# [SOURCE MATERIAL]
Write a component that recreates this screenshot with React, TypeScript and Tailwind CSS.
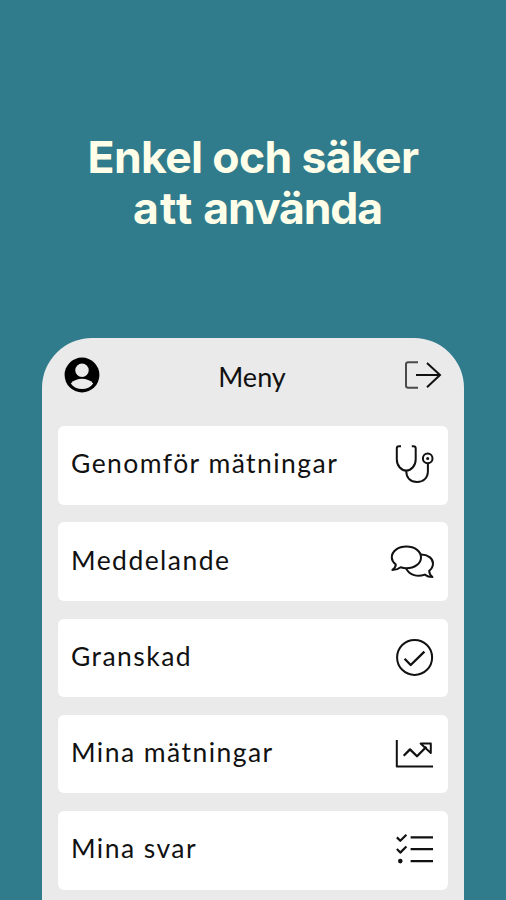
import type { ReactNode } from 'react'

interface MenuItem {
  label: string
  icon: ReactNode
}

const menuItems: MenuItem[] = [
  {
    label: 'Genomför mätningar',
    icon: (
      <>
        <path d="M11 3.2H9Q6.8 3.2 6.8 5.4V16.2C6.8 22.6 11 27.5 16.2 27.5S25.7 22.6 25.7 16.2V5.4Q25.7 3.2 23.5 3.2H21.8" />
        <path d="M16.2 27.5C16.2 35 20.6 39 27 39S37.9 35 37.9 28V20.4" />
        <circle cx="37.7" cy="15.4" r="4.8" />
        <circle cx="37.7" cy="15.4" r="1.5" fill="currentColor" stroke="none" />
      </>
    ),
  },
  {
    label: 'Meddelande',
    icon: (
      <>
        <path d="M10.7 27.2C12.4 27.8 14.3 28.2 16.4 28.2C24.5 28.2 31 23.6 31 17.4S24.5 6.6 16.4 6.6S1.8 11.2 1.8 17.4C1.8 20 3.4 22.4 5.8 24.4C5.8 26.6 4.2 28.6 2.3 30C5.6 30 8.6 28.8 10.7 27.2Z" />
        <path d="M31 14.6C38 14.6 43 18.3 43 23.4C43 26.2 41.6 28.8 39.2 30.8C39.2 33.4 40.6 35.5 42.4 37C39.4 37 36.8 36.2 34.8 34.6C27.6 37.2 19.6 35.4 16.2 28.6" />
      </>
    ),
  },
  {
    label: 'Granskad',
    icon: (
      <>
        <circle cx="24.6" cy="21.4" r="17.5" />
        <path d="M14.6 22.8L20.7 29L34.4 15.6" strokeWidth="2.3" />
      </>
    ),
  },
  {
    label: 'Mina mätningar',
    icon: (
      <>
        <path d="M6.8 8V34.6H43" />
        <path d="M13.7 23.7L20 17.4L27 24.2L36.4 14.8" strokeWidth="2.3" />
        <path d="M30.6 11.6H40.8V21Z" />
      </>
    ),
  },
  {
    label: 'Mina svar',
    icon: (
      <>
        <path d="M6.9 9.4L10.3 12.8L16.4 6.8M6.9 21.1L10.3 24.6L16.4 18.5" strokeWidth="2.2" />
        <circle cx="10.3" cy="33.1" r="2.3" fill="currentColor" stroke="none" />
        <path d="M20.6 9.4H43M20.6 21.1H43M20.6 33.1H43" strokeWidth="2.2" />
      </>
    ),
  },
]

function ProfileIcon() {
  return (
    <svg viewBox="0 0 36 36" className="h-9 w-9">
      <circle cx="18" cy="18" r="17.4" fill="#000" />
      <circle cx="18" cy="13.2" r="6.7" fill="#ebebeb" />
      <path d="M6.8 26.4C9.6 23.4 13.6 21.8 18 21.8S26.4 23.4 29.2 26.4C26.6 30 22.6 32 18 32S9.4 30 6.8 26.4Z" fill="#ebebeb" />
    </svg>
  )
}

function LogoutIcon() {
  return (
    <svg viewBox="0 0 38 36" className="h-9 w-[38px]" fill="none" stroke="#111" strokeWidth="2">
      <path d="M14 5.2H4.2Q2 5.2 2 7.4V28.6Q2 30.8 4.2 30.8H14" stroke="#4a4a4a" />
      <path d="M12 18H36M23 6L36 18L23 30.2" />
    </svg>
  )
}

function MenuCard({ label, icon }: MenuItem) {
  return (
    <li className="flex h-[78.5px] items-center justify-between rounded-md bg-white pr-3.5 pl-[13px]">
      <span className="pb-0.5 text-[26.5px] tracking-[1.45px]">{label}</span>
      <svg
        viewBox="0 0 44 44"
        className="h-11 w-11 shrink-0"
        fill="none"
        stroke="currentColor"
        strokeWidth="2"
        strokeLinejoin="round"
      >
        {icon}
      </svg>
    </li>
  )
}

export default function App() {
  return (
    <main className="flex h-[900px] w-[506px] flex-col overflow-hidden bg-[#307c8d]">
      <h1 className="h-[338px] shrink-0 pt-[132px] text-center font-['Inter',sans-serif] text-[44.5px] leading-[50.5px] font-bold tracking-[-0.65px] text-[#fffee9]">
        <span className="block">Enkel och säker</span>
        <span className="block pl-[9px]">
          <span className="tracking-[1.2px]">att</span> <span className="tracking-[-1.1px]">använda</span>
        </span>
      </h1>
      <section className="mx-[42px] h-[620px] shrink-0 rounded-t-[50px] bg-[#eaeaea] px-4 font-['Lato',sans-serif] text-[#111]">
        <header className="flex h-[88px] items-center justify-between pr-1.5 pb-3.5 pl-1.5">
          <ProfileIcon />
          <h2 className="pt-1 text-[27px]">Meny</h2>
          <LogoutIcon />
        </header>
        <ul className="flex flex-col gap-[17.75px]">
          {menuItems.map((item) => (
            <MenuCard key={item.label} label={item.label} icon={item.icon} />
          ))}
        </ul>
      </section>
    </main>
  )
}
==
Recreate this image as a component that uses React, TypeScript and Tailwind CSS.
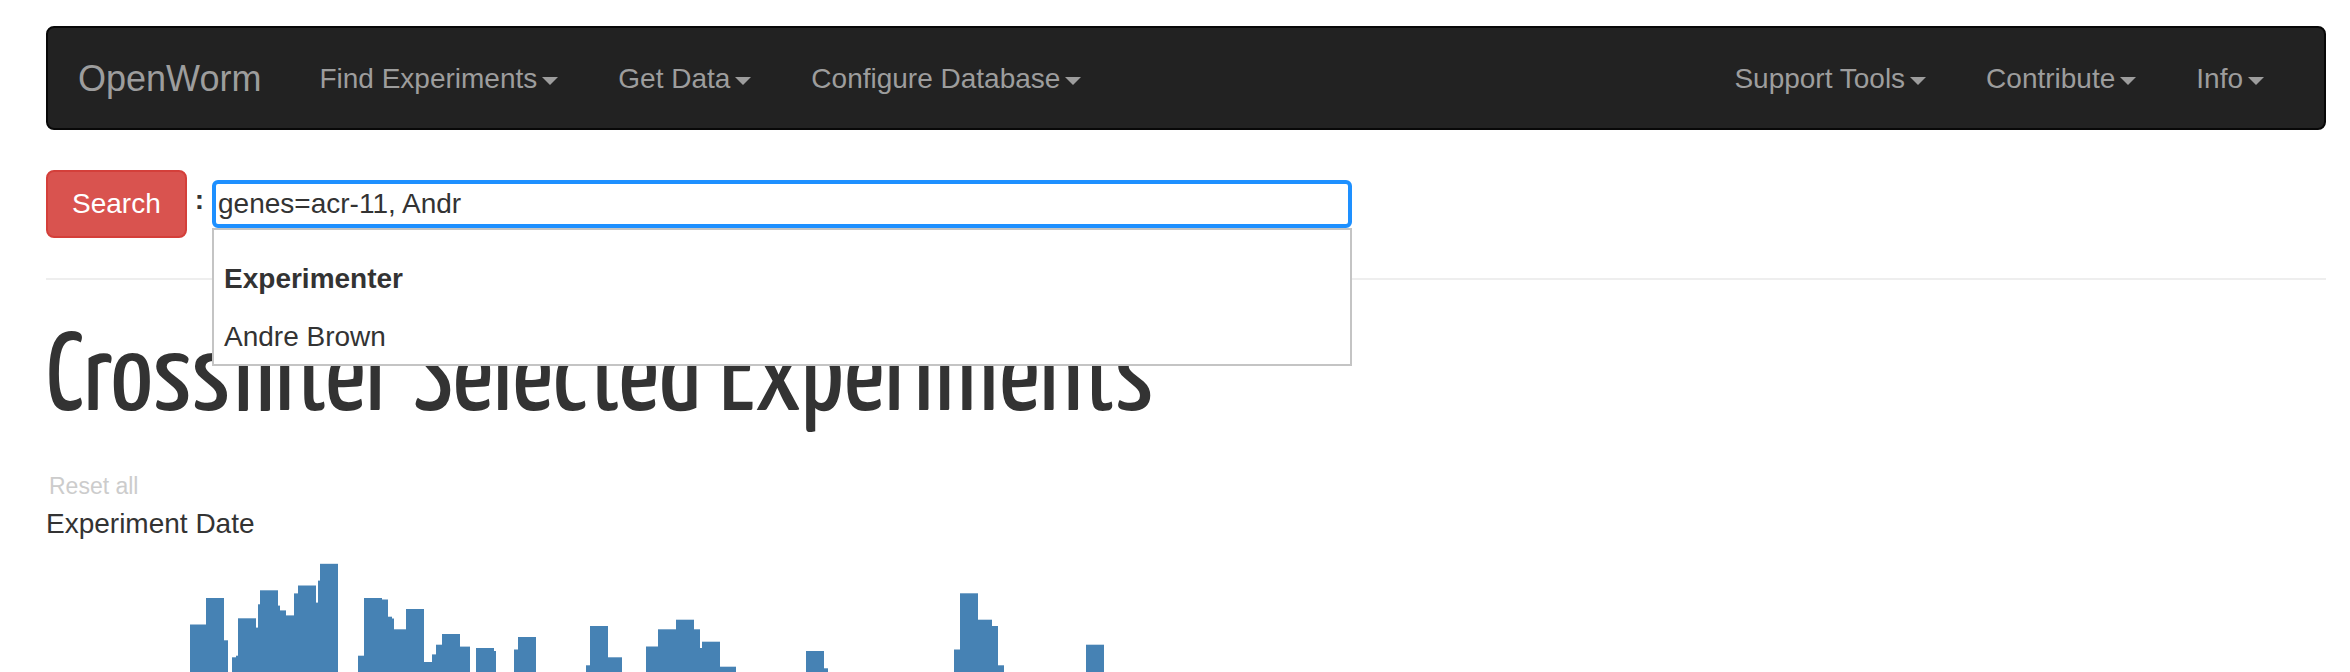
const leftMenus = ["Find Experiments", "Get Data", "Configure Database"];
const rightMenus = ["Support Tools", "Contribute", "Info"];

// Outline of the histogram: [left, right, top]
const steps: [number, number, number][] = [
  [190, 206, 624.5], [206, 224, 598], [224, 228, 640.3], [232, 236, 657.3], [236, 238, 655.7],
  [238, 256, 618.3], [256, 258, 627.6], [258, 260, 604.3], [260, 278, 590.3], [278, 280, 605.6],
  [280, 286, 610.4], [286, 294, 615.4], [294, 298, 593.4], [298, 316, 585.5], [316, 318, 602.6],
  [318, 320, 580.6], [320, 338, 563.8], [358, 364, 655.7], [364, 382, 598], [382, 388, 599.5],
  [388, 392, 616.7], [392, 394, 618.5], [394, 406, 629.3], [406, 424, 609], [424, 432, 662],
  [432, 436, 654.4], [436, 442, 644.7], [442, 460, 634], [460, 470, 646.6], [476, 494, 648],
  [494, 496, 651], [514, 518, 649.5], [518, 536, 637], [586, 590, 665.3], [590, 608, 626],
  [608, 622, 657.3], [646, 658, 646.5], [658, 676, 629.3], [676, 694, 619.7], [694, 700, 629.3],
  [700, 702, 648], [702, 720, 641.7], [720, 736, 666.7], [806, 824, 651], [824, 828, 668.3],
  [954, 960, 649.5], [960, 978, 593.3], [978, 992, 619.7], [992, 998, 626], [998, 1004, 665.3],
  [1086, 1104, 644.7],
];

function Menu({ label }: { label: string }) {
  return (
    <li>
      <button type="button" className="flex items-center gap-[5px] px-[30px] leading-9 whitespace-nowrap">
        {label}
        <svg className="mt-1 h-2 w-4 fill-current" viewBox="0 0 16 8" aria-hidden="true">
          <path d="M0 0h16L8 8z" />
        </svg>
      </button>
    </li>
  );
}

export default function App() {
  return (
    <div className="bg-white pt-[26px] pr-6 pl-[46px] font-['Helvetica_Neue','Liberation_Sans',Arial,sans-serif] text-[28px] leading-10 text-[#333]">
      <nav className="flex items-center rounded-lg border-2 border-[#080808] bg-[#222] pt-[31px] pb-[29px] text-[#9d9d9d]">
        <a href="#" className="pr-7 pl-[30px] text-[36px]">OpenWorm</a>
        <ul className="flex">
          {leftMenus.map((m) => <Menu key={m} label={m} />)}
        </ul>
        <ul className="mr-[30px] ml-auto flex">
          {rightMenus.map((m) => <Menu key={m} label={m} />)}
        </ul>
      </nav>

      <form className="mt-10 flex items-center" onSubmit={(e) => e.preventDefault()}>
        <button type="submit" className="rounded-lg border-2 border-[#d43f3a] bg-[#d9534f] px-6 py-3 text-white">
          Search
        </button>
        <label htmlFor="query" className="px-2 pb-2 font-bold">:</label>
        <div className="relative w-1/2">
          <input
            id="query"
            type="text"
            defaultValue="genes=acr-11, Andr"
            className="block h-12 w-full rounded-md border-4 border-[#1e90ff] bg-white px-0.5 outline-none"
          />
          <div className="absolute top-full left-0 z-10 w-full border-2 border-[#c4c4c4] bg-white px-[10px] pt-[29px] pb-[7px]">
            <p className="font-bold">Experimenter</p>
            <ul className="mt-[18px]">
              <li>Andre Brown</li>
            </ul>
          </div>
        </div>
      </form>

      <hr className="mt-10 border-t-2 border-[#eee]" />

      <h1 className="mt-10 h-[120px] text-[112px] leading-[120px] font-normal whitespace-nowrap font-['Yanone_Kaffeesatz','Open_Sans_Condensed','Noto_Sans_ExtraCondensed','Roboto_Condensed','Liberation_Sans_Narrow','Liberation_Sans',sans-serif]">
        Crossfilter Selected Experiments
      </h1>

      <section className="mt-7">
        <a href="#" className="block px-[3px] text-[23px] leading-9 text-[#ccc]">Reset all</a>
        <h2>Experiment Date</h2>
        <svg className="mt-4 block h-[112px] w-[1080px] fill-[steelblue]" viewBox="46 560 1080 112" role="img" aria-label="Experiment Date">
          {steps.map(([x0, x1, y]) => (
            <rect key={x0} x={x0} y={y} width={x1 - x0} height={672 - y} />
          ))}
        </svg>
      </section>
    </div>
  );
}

# [TASK]
Collect each line above holding the string "Tailwind".

# [FULL SOLUTION]
Write a component that recreates this screenshot with React, TypeScript and Tailwind CSS.
Recreate this image as a component that uses React, TypeScript and Tailwind CSS.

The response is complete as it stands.